On best \(p\)-approximation from affine subspaces: Asymptotic expansion (Q1608746)

Let \(A\) be an affine subspace of \(\mathbb{R}^n\), and let \(h \in \mathbb{R}^n\). Let \(h_p\) represent the (unique) best \(l_p(n)\)-approximation to \(h\) from \(A\). The best \(l_{\infty}(n)\)-approximation to \(h\) from \(A\) is not necessarily unique, but the Pólya algorithm is that, as \(p\to \infty\), \(h_p\) converges to a best \(l_{\infty}(n)\)-approximation to \(h\) from \(A\), say \(h_{\infty}^*\). It is also known that the rate of convergence is no worse then \(1\over p\).
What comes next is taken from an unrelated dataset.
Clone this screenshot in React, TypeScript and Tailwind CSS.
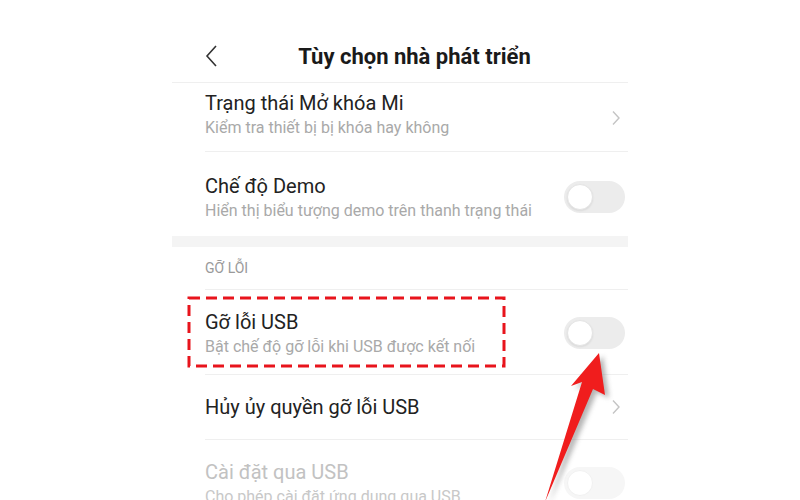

This work extends that classical result on the rate of convergence by showing that for any integer \(m\), there are \(a_1, a_2, \dots , a_m \in \mathbb{R}^n\) and a \(\gamma_p^m \in \mathbb{R}^n\) such that, \[ h_p = h_{\infty}^* + { {a_1}\over{p-1} } + { {a_2}\over{(p-1)^2} } + \cdots + { {a_m}\over{(p-1)^m} } + \gamma_p^m, \] where \(\|\gamma_p^m\|=O({ 1\over{p^{m+1}} })\).